Morris wants all of the defensive coaches to stress the importance of creating turnovers.
“It’s something that we have to focus on, getting the ball back,” Morris said. “It’s something that we have to talk about in our rooms. Each individual coach. Everybody. Just like we did on offense about protecting it.”
Morris doesn’t approach the new assignment like he’s trying to save the season.
“I don’t know if it’s a saving thing,” Morris said. “It’s an all-hands-on-deck mentality.”
The Falcons have given up 261.1 yards passing a game, which ranks 23rd in the league. The secondary has allowed 17 touchdown passes (28th in the NFL), and the team has given up 31 plays of 20 yards or more (23rd).
“You look at some of our communication errors and they are on the back side of plays,” Henderson said. “Like the boundary corner a couple of times. Teams, nowadays, they really stress you with a couple of things. Tempo to the line and that’s one of the (things) that got us the other day (against Seattle). Wait, wait and then sprint to the line and try to snap it fast. We had practiced that, but apparently we didn’t do a good enough job in getting it done.”
After teams make a late substitution, getting updated calls to players has been an issue.
“The other thing that has happened to us has been late substitutions,” Henderson said. “Then they substitute late. We change a play and then that field-side corner away from our bench didn’t get the call. We put in place a mechanism to help that to make sure that doesn’t happen anymore. So hopefully, that goes away.”
If Morris can tighten things up in the secondary, perhaps the defense’s pass rush can make some strides.
The Falcons’ seven sacks are last in the NFL.
“I remember going to the combine and being interviewed by Raheem,” Falcons free safety Ricardo Allen said. “I know that he was a DB coach there, too. Being able to have him back on our side, having that perspective from offense, can only help.”

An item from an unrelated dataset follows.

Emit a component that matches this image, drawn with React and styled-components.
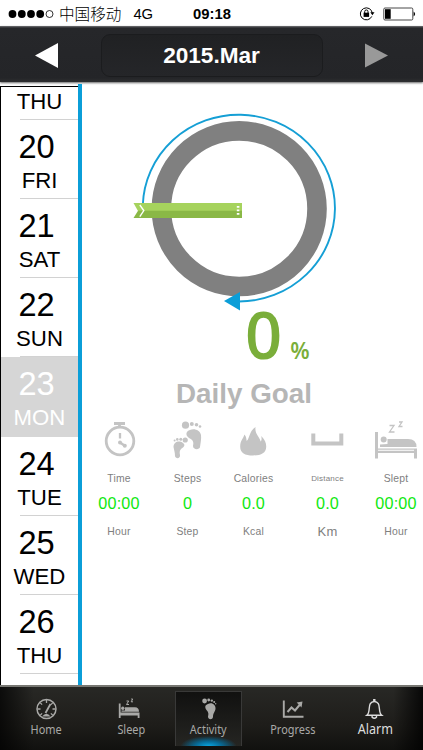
// import packages
import React from "react";
import { useState } from "react";
import styled, { createGlobalStyle } from "styled-components";

const GlobalStyle = createGlobalStyle`
  * {
    box-sizing: border-box;
  }
  body {
    margin: 0;
    background: white;
    font-family: "Liberation Sans", "Noto Sans CJK SC", sans-serif;
  }
`;

const Screen = styled.div`
  width: 423px;
  height: 750px;
  display: flex;
  flex-direction: column;
  overflow: hidden;
  background: white;
`;

const StatusBar = styled.div`
  flex: none;
  height: 26px;
  padding: 1px 7px 0 8px;
  display: grid;
  grid-template-columns: 1fr auto 1fr;
  align-items: center;
  font-size: 14.8px;
  color: black;
`;
const Carrier = styled.div`
  display: flex;
  align-items: center;
  white-space: nowrap;
`;
const CarrierName = styled.span`
  margin: -1px 12px 0 5px;
  font-family: "Noto Sans CJK SC", sans-serif;
  font-size: 15.6px;
  font-weight: 300;
  line-height: 24px;
`;
const Clock = styled.div`
  font-weight: 700;
  font-size: 14.8px;
`;
const StatusIcons = styled.div`
  display: flex;
  justify-content: flex-end;
  align-items: center;
  gap: 8px;
`;

const Header = styled.div`
  flex: none;
  height: 56px;
  padding: 6px 34px 4px;
  display: flex;
  justify-content: space-between;
  align-items: center;
  background: linear-gradient(#727376 0, #26272a 2px, #242528 52px, #2e2f31 56px);
  box-shadow: 0 1px 2px rgba(0, 0, 0, 0.6);
`;
const ArrowButton = styled.button`
  width: 24px;
  height: 28px;
  padding: 0;
  border: none;
  background: none;
  color: ${(props) => (props.$dim ? "#999999" : "#ffffff")};
  svg {
    display: block;
  }
`;
const MonthTitle = styled.div`
  width: 222px;
  height: 43px;
  border-radius: 9px;
  border: 1px solid #1b1c1e;
  background: linear-gradient(#202123, #252629);
  color: white;
  font-size: 22.6px;
  font-weight: 700;
  line-height: 42px;
  text-align: center;
`;

const Main = styled.div`
  height: 603px;
  padding-top: 2px;
  display: flex;
`;

const DayColumn = styled.div`
  flex: none;
  width: 82px;
  height: 601px;
  padding-top: 2px;
  border-right: 4px solid #0b9ed8;
`;
const DayList = styled.div`
  height: 599px;
  overflow: hidden;
  border-left: 1.6px solid black;
  border-top: 1px solid black;
`;
const DayCell = styled.div`
  height: ${(props) => (props.$tail ? "32.8px" : "79.2px")};
  padding-top: ${(props) => (props.$tail ? "1px" : "11px")};
  text-align: center;
  color: ${(props) => (props.$selected ? "white" : "black")};
  background: ${(props) =>
    props.$selected
      ? "#d6d6d6"
      : "linear-gradient(#d2d2d2, #d2d2d2) right bottom / 58px 1px no-repeat"};
`;
const DayNumber = styled.div`
  height: 36px;
  padding-right: 6px;
  font-size: 32.6px;
  line-height: 32px;
`;
const DayName = styled.div`
  font-size: 22.2px;
  line-height: 28px;
`;

const Content = styled.div`
  flex: 1;
  padding-top: 26px;
  display: flex;
  flex-direction: column;
`;
const Dial = styled.svg`
  flex: none;
  display: block;
  margin-left: 48px;
`;
const Percent = styled.div`
  display: flex;
  align-items: baseline;
  height: 52px;
  padding-left: 163px;
  color: #7aae3a;
  font-family: "Open Sans", "Liberation Sans", sans-serif;
  font-weight: 600;
  font-size: 65px;
  line-height: 47px;
`;
const PercentSign = styled.span`
  margin-left: 8px;
  font-size: 22.5px;
`;
const Goal = styled.div`
  margin: 13px 0 0 94px;
  font-size: 27.8px;
  font-weight: 700;
  line-height: 36px;
  color: #b6b6b6;
`;

const Stats = styled.div`
  margin-top: 9px;
  padding-left: 2px;
  display: grid;
  grid-template-columns: 70px 67px 65px 83px 54px;
`;
const Stat = styled.div`
  display: flex;
  flex-direction: column;
  align-items: center;
  white-space: nowrap;
  color: #808080;
`;
const StatIcon = styled.svg`
  display: block;
  color: #c4c4c4;
`;
const StatLabel = styled.div`
  margin-top: 8px;
  height: 20px;
  line-height: 20px;
  font-size: ${(props) => (props.$small ? "8px" : "10.4px")};
  letter-spacing: 0.2px;
`;
const StatValue = styled.div`
  margin-top: 3px;
  height: 22px;
  line-height: 22px;
  font-size: 16.2px;
  letter-spacing: 0.2px;
  color: #10e810;
`;
const StatUnit = styled.div`
  margin-top: 8px;
  height: 20px;
  line-height: 20px;
  font-size: ${(props) => (props.$large ? "13px" : "10.4px")};
  letter-spacing: 0.2px;
`;

const TabBar = styled.div`
  flex: none;
  height: 65px;
  padding: 4px 3px 4px 5px;
  display: grid;
  grid-template-columns: 83px 87px 67px 102px 62px;
  border-top: 2px solid #777772;
  background:
    linear-gradient(90deg, rgba(0, 0, 0, 0.7), transparent 8%, transparent 93%, rgba(0, 0, 0, 0.8)),
    linear-gradient(#282825, #1e1d1a 60%, #11110f);
`;
const Tab = styled.button`
  padding: 5px 0 0;
  border: 1px solid ${(props) => (props.$active ? "#393938" : "transparent")};
  border-bottom: none;
  display: flex;
  flex-direction: column;
  align-items: center;
  background: ${(props) =>
    props.$active
      ? "radial-gradient(ellipse 28px 10px at 50% 100%, #08a4df, #076b98 45%, transparent), linear-gradient(#111110, #252522)"
      : "none"};
  color: ${(props) => (props.$bright ? "#dddddd" : "#a9a9a7")};
  font-family: "Noto Sans", sans-serif;
  font-size: ${(props) => (props.$bright ? "13.8px" : "12px")};
  line-height: 18px;
`;
const TabIcon = styled.svg`
  display: block;
  flex: none;
  overflow: visible;
`;
const TabLabel = styled.span`
  margin: ${(props) => (props.$bright ? "-1px 0 0" : "0")};
  transform: scaleX(0.91);
`;

const days = [
  { number: 20, name: "FRI" },
  { number: 21, name: "SAT" },
  { number: 22, name: "SUN" },
  { number: 23, name: "MON" },
  { number: 24, name: "TUE" },
  { number: 25, name: "WED" },
  { number: 26, name: "THU" },
];

const bigFoot =
  "M19 9C23 7 29 9 30 14C30.5 18 29.5 22 29 26C28.5 29 22 29 22 25C23 21 22 19 18 17C14 14 15 10 19 9Z";

const statIcons = {
  time: (
    <g fill="none" stroke="currentColor">
      <path d="M11 2.5h11M16.5 3v4" strokeWidth="2.8" />
      <circle cx="17" cy="20" r="13.8" strokeWidth="2.8" />
      <path d="M17 12v5.5" strokeWidth="2.3" />
      <path d="M17 21.5l5.5 3.8" strokeWidth="2.5" />
      <circle cx="17" cy="21.5" r="2" fill="currentColor" stroke="none" />
      <circle cx="21.8" cy="24.8" r="2" fill="currentColor" stroke="none" />
    </g>
  ),
  steps: (
    <g fill="currentColor">
      <path d={bigFoot} />
      <circle cx="14.5" cy="4.2" r="3.6" />
      <circle cx="20.8" cy="3" r="2" />
      <circle cx="25.5" cy="3.8" r="1.8" />
      <circle cx="29" cy="5.5" r="1.3" />
      <path d="M12 22C8 19 2.5 21 2.5 26C3 29 4 31 4 35C4.5 38 9.5 38 9 34C8 29 10 28 12 26.5C14 25 13.8 23 12 22Z" />
      <circle cx="14.2" cy="19" r="2.6" />
      <circle cx="9.8" cy="18.2" r="1.5" />
      <circle cx="6.3" cy="18.4" r="1.3" />
      <circle cx="3.6" cy="19.5" r="1" />
    </g>
  ),
  calories: (
    <path
      fill="currentColor"
      d="M16 34.5C8 34.5 3.2 32 3.2 26C3 20 6 18 7.5 13.5C9.5 16 9.3 18 9.7 20C13 17 12 10 18.5 6C17.5 13 23 16 23.6 20.5C25 19 24.6 17 24.3 15C28 19 29.3 22 29.2 26C29 32 24 34.5 16 34.5Z"
    />
  ),
  distance: (
    <path d="M2.3 12.4v10h28v-10" fill="none" stroke="currentColor" strokeWidth="4" />
  ),
  slept: (
    <g fill="currentColor">
      <path d="M0 11h3v16.5h39V37.5h-3v-5.5H3v5.5H0ZM3 28.8v1h36v-1Z" fillRule="evenodd" />
      <circle cx="8.7" cy="18.5" r="3" />
      <path d="M5 26V23.5L12.5 23V18H33Q41.5 18 41.5 26Z" />
      <path
        d="M14.5 4.5h4.5l-4.5 6.5h5M24 1h3l-3 4.5h3.5"
        fill="none"
        stroke="currentColor"
        strokeWidth="1.3"
      />
    </g>
  ),
};

const stats = [
  { icon: "time", label: "Time", value: "00:00", unit: "Hour", width: 33 },
  { icon: "steps", label: "Steps", value: "0", unit: "Step", width: 33 },
  { icon: "calories", label: "Calories", value: "0.0", unit: "Kcal", width: 33 },
  { icon: "distance", label: "Distance", value: "0.0", unit: "Km", width: 33 },
  { icon: "slept", label: "Slept", value: "00:00", unit: "Hour", width: 42 },
];

const tabIcons = {
  Home: (
    <g fill="none" stroke="currentColor">
      <circle cx="11.5" cy="12" r="9.5" strokeWidth="1.5" />
      <path
        d="M11.5 3v3M2.5 12h3M17.5 12h3M5.1 5.6l2 2M17.9 5.6l-2 2M5.1 18.4l2-2M17.9 18.4l-2-2"
        strokeWidth="1.3"
      />
      <path d="M15.5 7l-5 9" strokeWidth="1.8" />
      <path d="M7 19.5Q11.5 14 15.5 19.5Z" fill="currentColor" stroke="none" />
    </g>
  ),
  Sleep: (
    <g fill="currentColor" transform="translate(-4 0)">
      <path d="M2.8 6.5h1.8v9H23.5V21h-1.8v-2.5H4.6V21H2.8Z" />
      <circle cx="6.8" cy="11.3" r="1.7" />
      <path d="M5.5 14.8v-1.2H9V10.2h10Q23 10.2 23 14.8Z" />
      <path d="M10.5 4h2.2L10.5 7.5H13M15.2 2h1.5l-1.5 2.8H17" fill="none" stroke="currentColor" />
    </g>
  ),
  Activity: (
    <g fill="currentColor">
      <path d="M11 7C15 5 19 8 18.5 12C18 15 16 16 16 20C15.5 23 11 23 11 19.5C12 16 11 15 9.5 13C7.5 10 8 8 11 7Z" />
      <circle cx="7.6" cy="4" r="2.4" />
      <circle cx="11.7" cy="3" r="1.4" />
      <circle cx="14.8" cy="3.6" r="1.2" />
      <circle cx="17.2" cy="5" r="1" />
      <circle cx="18.7" cy="6.8" r="0.7" />
    </g>
  ),
  Progress: (
    <g fill="none" stroke="currentColor">
      <path d="M2.8 3.5v16.3H22.5" strokeWidth="1.9" />
      <path d="M6.5 15l4-4.5 3.5 3L19 7.5" strokeWidth="2" />
      <path d="M15.7 5.5l5.8-1-1 6Z" fill="currentColor" stroke="none" />
    </g>
  ),
  Alarm: (
    <g fill="none" stroke="currentColor" strokeWidth="1.4" transform="translate(-0.7 0)">
      <path d="M4.5 18.3C8 15.5 6 10 8 6.7Q9.3 4.5 12 4.5Q14.7 4.5 16 6.7C18 10 16 15.5 19.5 18.3Z" />
      <path d="M9.8 19v1.2Q12 22.3 14.2 20.2V19" />
      <path d="M12 4.5V2" strokeWidth="2.4" />
    </g>
  ),
};

function StatusRow() {
  return (
    <StatusBar>
      <Carrier>
        <svg width="46" height="10" viewBox="0 0 46 10">
          {[4.5, 13.8, 23, 32.2].map((x) => (
            <circle key={x} cx={x} cy="5" r="3.9" />
          ))}
          <circle cx="41.5" cy="5" r="3.5" fill="none" stroke="black" strokeWidth="0.8" />
        </svg>
        <CarrierName>中国移动</CarrierName>
        <span>4G</span>
      </Carrier>
      <Clock>09:18</Clock>
      <StatusIcons>
        <svg width="16" height="15" viewBox="0 0 16 15" fill="none" stroke="black">
          <path d="M12.8 10.4A6 6 0 1 1 13.3 7" strokeWidth="1" />
          <path d="M11.3 6.3h4.2l-2.1 2.9Z" fill="black" stroke="none" />
          <rect x="4.6" y="6.7" width="5.5" height="4.2" fill="black" stroke="none" />
          <path d="M5.7 7V5.6a1.65 1.65 0 0 1 3.3 0V7" strokeWidth="1" />
        </svg>
        <svg width="33" height="14" viewBox="0 0 33 14">
          <rect x="0.8" y="1" width="29" height="12" rx="1.2" fill="none" stroke="#333" strokeWidth="0.9" />
          <rect x="2" y="2.2" width="5.7" height="9.6" />
          <path d="M30.6 4.6q3 2.4 0 4.8Z" />
        </svg>
      </StatusIcons>
    </StatusBar>
  );
}

function GoalDial() {
  return (
    <Dial width="210" height="201" viewBox="130 110 210 201">
      <circle cx="239.2" cy="208.7" r="77.8" fill="none" stroke="#808080" strokeWidth="19.6" />
      <path
        d="M142.8 205A96.1 93.4 0 1 1 239 301.5"
        fill="none"
        stroke="#159fd5"
        strokeWidth="1.9"
      />
      <path d="M224 301L240 292V310.5Z" fill="#0b9ed8" />
      <path d="M133.5 203H242V211H138Z" fill="#a6d35d" />
      <path d="M138 210.7H242V218H133.5Z" fill="#8ab846" />
      <path d="M139.8 205l4 5.6-4 6" fill="none" stroke="white" strokeWidth="1.4" />
      <path d="M236.8 206h2.6v1.8h-2.6zM236.8 209.5h2.6v1.8h-2.6zM236.8 213h2.6v1.8h-2.6z" fill="white" />
    </Dial>
  );
}

function App() {
  const [selected, setSelected] = useState(23);
  const [tab, setTab] = useState("Activity");

  return (
    <Screen>
      <GlobalStyle />
      <StatusRow />
      <Header>
        <ArrowButton aria-label="Previous month">
          <svg width="24" height="28" viewBox="0 0 24 28">
            <path d="M1 14.5L24 2V27Z" fill="currentColor" />
          </svg>
        </ArrowButton>
        <MonthTitle>2015.Mar</MonthTitle>
        <ArrowButton $dim aria-label="Next month">
          <svg width="24" height="28" viewBox="0 0 24 28">
            <path d="M23 14.5L0 2.5V26.5Z" fill="currentColor" />
          </svg>
        </ArrowButton>
      </Header>
      <Main>
        <DayColumn>
          <DayList>
            <DayCell $tail>
              <DayName>THU</DayName>
            </DayCell>
            {days.map((day) => (
              <DayCell
                key={day.number}
                $selected={day.number === selected}
                onClick={() => setSelected(day.number)}
              >
                <DayNumber>{day.number}</DayNumber>
                <DayName>{day.name}</DayName>
              </DayCell>
            ))}
          </DayList>
        </DayColumn>
        <Content>
          <GoalDial />
          <Percent>
            0<PercentSign>%</PercentSign>
          </Percent>
          <Goal>Daily Goal</Goal>
          <Stats>
            {stats.map((stat) => (
              <Stat key={stat.label}>
                <StatIcon width={stat.width} height="40" viewBox={`0 0 ${stat.width} 40`}>
                  {statIcons[stat.icon]}
                </StatIcon>
                <StatLabel $small={stat.label === "Distance"}>{stat.label}</StatLabel>
                <StatValue>{stat.value}</StatValue>
                <StatUnit $large={stat.unit === "Km"}>{stat.unit}</StatUnit>
              </Stat>
            ))}
          </Stats>
        </Content>
      </Main>
      <TabBar>
        {Object.keys(tabIcons).map((name) => (
          <Tab
            key={name}
            $active={name === tab}
            $bright={name === "Alarm"}
            onClick={() => setTab(name)}
          >
            <TabIcon width="24" height="24" viewBox="0 0 24 24">
              {tabIcons[name]}
            </TabIcon>
            <TabLabel $bright={name === "Alarm"}>{name}</TabLabel>
          </Tab>
        ))}
      </TabBar>
    </Screen>
  );
}

export default App;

Allen was on the defense in 2015, when Morris worked with the defensive backs.
“He finds out your strengths and your weaknesses by just studying you,” Allen said. “He’s going to make you do those on a different level. Yes, he’s going to always focus on your weaknesses to help you get better.”
Morris has his own coaching style.
“He’s a straight shooter,” Allen said. “He’s going to keep it 100. You’re going to know exactly your accountability to the play and your accountability to your brothers. He’s a straight shooter and he’s going to tell you what your part is and who was a part of the play.”
After firing defensive coordinator Marquand Manuel after last season, Quinn took over the play-calling. But Manuel also spent time with the defensive backs, who struggled at times over the first eight games.
His new job will require Morris to get the defensive backs on track and cut down or eliminate the blown coverages.
“He’s a great teacher,” Allen said.
So far, things have gone smoothly.
“It’s been good,” cornerback Isaiah Oliver said. “A new set of eyes. A whole new perspective in the room. He has a lot of experience as a secondary coach in the NFL. I think he can contribute to the room and help us out a lot.
“He’s got a lot of knowledge for the back end of the defense.”